「箱根山戦争」舞台の芦ノ湖、新遊覧船は五輪開催地の公園を意識 JR西日本「ウエストエクスプレス銀河」デザイナーが明かす裏話 連載『鉄道なにコレ!?』【番外編】
長いすが無機質に並んでいたはこね丸時代に700人だった定員は550人へ減り、座席は15種類に膨らんだ。2階の屋内には支柱からつり下げたハンギングチェア、屋外の3階にブランコ風のベンチ、3階にはくつろぎながら景色を一望できるデッキチェアといった具合だ。 ▽意識したパリの公園 川西氏がデザインに当たって意識したのは、今年7月26日にオリンピックが開幕したフランスの首都パリのリュクサンブール公園だ。「いすを好きな場所に動かし、自分の居場所を作れる」のを望ましいと受け止めているからだ。 だが、航行中に衝撃があった場合にも安全性を確保することが必要となる船舶では「基本的に動くいすを固定しなければいけない」(川西氏)。自由に動かせるいすを置き、乗客が好きな場所に動かせるようにするのは不可能だ。 そこで、位置は定まっているものの、さまざまな種類の座席を設けることで「自分の居場所を発見して快適に過ごせるようにした」と打ち明ける。

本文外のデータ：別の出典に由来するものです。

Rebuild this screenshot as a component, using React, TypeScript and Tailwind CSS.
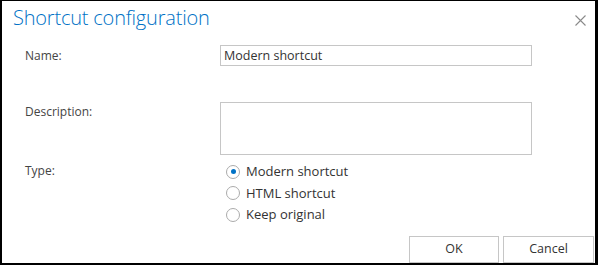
import React from "react";

function Radio({ checked, label }: { checked?: boolean; label: string }) {
  return (
    <div className="flex items-center h-[21.5px]">
      <span className="w-[14px] h-[14px] rounded-full border-[1.5px] border-[#ababab] bg-white flex items-center justify-center">
        {checked && <span className="w-[5px] h-[5px] rounded-full bg-[#0072c6]" />}
      </span>
      <span className="ml-[6px] text-[13px] text-[#333]">{label}</span>
    </div>
  );
}

export default function App() {
  return (
    <div
      className="w-[598px] h-[265px] bg-white border-t border-l-2 border-r-[3px] border-b-2 border-black flex flex-col overflow-hidden"
      style={{ fontFamily: '"Segoe UI", "Open Sans", "Liberation Sans", sans-serif' }}
    >
      <div className="flex justify-between items-start pl-[11px] pr-[8px] pt-[3px]">
        <h1 className="text-[20px] font-light text-[#0072c6] leading-[28px] tracking-[-0.2px]">
          Shortcut configuration
        </h1>
        <svg width="11" height="11" viewBox="0 0 11 11" className="mt-[11px] mr-[1px]">
          <path d="M0.5 0.5 L10.5 10.5 M10.5 0.5 L0.5 10.5" stroke="#8a8a8a" strokeWidth="1.1" />
        </svg>
      </div>

      <div className="pl-[23px] mt-[13px] flex">
        <div className="w-[195px] text-[12px] text-[#444] pt-[2px]">Name:</div>
        <div className="w-[312px] h-[21px] border border-[#c6c6c6] px-[3px] text-[12.5px] text-[#333] leading-[19px]">
          Modern shortcut
        </div>
      </div>

      <div className="pl-[23px] mt-[36px] flex">
        <div className="w-[195px] text-[12px] text-[#444] pt-[1px]">Description:</div>
        <div className="w-[312px] h-[53px] border border-[#c6c6c6]" />
      </div>

      <div className="pl-[23px] mt-[6px] flex">
        <div className="w-[201px] text-[12px] text-[#444] pt-[1px]">Type:</div>
        <div className="flex flex-col">
          <Radio checked label="Modern shortcut" />
          <Radio label="HTML shortcut" />
          <Radio label="Keep original" />
        </div>
      </div>

      <div className="flex-1" />
      <div className="flex justify-end gap-[4px] pr-[1px]">
        <button className="w-[90px] h-[27px] border border-[#c6c6c6] bg-white text-[12.5px] text-[#333]">OK</button>
        <button className="w-[91px] h-[27px] border border-[#c6c6c6] bg-white text-[12.5px] text-[#333]">Cancel</button>
      </div>
    </div>
  );
}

▽〝大人の事情〟で立ち消えに 多種多様な座席とともに目立つのは、人工芝の部分やテーブルなどの随所に見られる富士山の形だ。川西氏は「富士急なのだから、富士山のモチーフ(を採り入れるの)は絶対だと考えた」と力説する。 それでも「あそこは富士山の形にするつもりはなかった」と指をさしたのが、4階のデッキにある富士山を模したオブジェだった。 芦ノ湖畔にある箱根神社の「平和の鳥居」が名所となっているのを念頭に、デザインを進めていた過程では「鳥居を造ろうと言っていた」。ところが難色を示す〝大人の事情〟で立ち消えとなり、「代替で富士山(のオブジェ)になった」と明かした。 ▽「あっという間」の対策 「そらかぜ」の導入で箱根海賊船に挑む富士急側だが、課題として挙げられているのが短い航路だ。双方が発着する元箱根港から1周した場合に箱根海賊船は原則70分なのに対し、富士急側は40分のため乗船客からは「あっという間の船旅で、もう少しゆっくり楽しみたかった」と残念がる声を聞いた。